Computable Integrability. Chapter 2: Riccati equation
E. Kartashova, A. Shabat

TL;DR
This chapter explores the Riccati equation as a key example of integrability, demonstrating transformations, solution approaches, and connections to solitonic and finite-gap potentials within the broader context of integrability in quadratures.
Contribution
It introduces new equivalent forms of the Riccati equation, compares solution methods, and links classical and linear equations to solitonic solutions and finite-gap potentials.
Findings
Constructed equivalent forms of Riccati equation.
Compared three solution approaches for Riccati and its forms.
Linked classical Riccati solutions to solitonic and finite-gap potentials.
Abstract
In this Chapter, using Riccati equation as our main example, we tried to demonstrate at least some of the ideas and notions introduced in Chapter 1 - integrability in quadratures, conservation laws, etc.
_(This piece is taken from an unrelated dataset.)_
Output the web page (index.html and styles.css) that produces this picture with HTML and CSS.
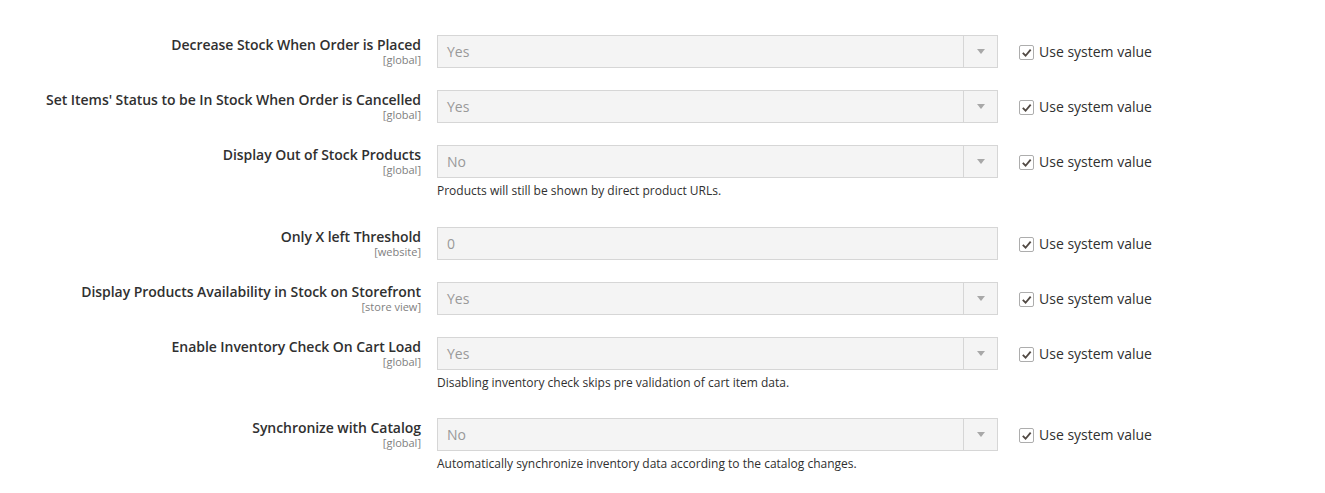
FILE: index.html
```html
<!DOCTYPE html>
<html lang="en">
<head>
    <meta charset="UTF-8">
    <title>Inventory - Stock Options</title>
    <link rel="stylesheet" href="styles.css">
</head>
<body>
    <div class="config">

        <div class="row">
            <div class="label">Decrease Stock When Order is Placed<span class="scope">[global]</span></div>
            <div class="control">
                <div class="select"><span class="value">Yes</span><span class="arrow"></span></div>
            </div>
            <label class="inherit"><span class="box"><svg viewBox="0 0 14 14"><polyline points="3,7.5 6,10.5 11.5,4"/></svg></span>Use system value</label>
        </div>

        <div class="row">
            <div class="label">Set Items' Status to be In Stock When Order is Cancelled<span class="scope">[global]</span></div>
            <div class="control">
                <div class="select"><span class="value">Yes</span><span class="arrow"></span></div>
            </div>
            <label class="inherit"><span class="box"><svg viewBox="0 0 14 14"><polyline points="3,7.5 6,10.5 11.5,4"/></svg></span>Use system value</label>
        </div>

        <div class="row">
            <div class="label">Display Out of Stock Products<span class="scope">[global]</span></div>
            <div class="control">
                <div class="select"><span class="value">No</span><span class="arrow"></span></div>
                <p class="note">Products will still be shown by direct product URLs.</p>
            </div>
            <label class="inherit"><span class="box"><svg viewBox="0 0 14 14"><polyline points="3,7.5 6,10.5 11.5,4"/></svg></span>Use system value</label>
        </div>

        <div class="row">
            <div class="label">Only X left Threshold<span class="scope">[website]</span></div>
            <div class="control">
                <div class="select input"><span class="value">0</span></div>
            </div>
            <label class="inherit"><span class="box"><svg viewBox="0 0 14 14"><polyline points="3,7.5 6,10.5 11.5,4"/></svg></span>Use system value</label>
        </div>

        <div class="row">
            <div class="label">Display Products Availability in Stock on Storefront<span class="scope">[store view]</span></div>
            <div class="control">
                <div class="select"><span class="value">Yes</span><span class="arrow"></span></div>
            </div>
            <label class="inherit"><span class="box"><svg viewBox="0 0 14 14"><polyline points="3,7.5 6,10.5 11.5,4"/></svg></span>Use system value</label>
        </div>

        <div class="row">
            <div class="label">Enable Inventory Check On Cart Load<span class="scope">[global]</span></div>
            <div class="control">
                <div class="select"><span class="value">Yes</span><span class="arrow"></span></div>
                <p class="note">Disabling inventory check skips pre validation of cart item data.</p>
            </div>
            <label class="inherit"><span class="box"><svg viewBox="0 0 14 14"><polyline points="3,7.5 6,10.5 11.5,4"/></svg></span>Use system value</label>
        </div>

        <div class="row">
            <div class="label">Synchronize with Catalog<span class="scope">[global]</span></div>
            <div class="control">
                <div class="select"><span class="value">No</span><span class="arrow"></span></div>
                <p class="note">Automatically synchronize inventory data according to the catalog changes.</p>
            </div>
            <label class="inherit"><span class="box"><svg viewBox="0 0 14 14"><polyline points="3,7.5 6,10.5 11.5,4"/></svg></span>Use system value</label>
        </div>

    </div>
</body>
</html>
```

FILE: styles.css
```css
        body {
            margin: 0;
            padding: 0;
            font-family: 'Open Sans', 'Liberation Sans', Arial, sans-serif;
            background-color: #fff;
            color: #303030;
        }
        .config {
            padding-top: 35px;
        }
        .row {
            display: grid;
            grid-template-columns: 421px 561px auto;
            column-gap: 16px;
            margin-bottom: 22px;
        }
        .label {
            text-align: right;
            font-size: 14px;
            font-weight: 600;
            line-height: 17px;
            padding-top: 1px;
            letter-spacing: -0.05px;
            color: #303030;
        }
        .scope {
            display: block;
            font-size: 11px;
            font-weight: 400;
            line-height: 13px;
            letter-spacing: 0;
            color: #808080;
        }
        .select {
            box-sizing: border-box;
            height: 33px;
            display: flex;
            align-items: center;
            background-color: #f4f4f4;
            border: 1px solid #d6d6d6;
        }
        .select .value {
            flex: 1;
            padding-left: 9px;
            font-size: 14px;
            line-height: 19px;
            color: #999;
        }
        .arrow {
            width: 33px;
            height: 100%;
            border-left: 1px solid #d6d6d6;
            display: flex;
            align-items: center;
            justify-content: center;
        }
        .arrow::after {
            content: '';
            border-left: 4px solid transparent;
            border-right: 4px solid transparent;
            border-top: 5px solid #a8a8a8;
        }
        .note {
            margin: 5px 0 4.8px;
            font-size: 12px;
            line-height: 1.4;
            color: #303030;
        }
        .inherit {
            display: flex;
            align-items: center;
            height: 33px;
            padding-left: 5px;
            font-size: 14px;
            color: #303030;
        }
        .box {
            box-sizing: border-box;
            width: 15px;
            height: 15px;
            margin-right: 5px;
            margin-top: 2px;
            border: 1px solid #adadad;
            border-radius: 2px;
            background-color: #fff;
            display: flex;
        }
        .box svg {
            width: 13px;
            height: 13px;
            fill: none;
            stroke: #514943;
            stroke-width: 2;
        }
```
Regarding transformation group and singularities of solutions for RE, we constructed some equivalent forms of Riccati equation. We also compared three different approaches to the solutions of Riccati equation and its equivalent forms. The classical form of RE allowed us to construct easily asymptotic solutions represented by formal series. Linear equation of the second order turned out to be more convenient to describe finite-gap potentials for exact solitonic solutions which would be a much more complicated task for a RE itself while generalization of soliton-like potentials to finite-gap potentials demanded modified Schwarzian equation.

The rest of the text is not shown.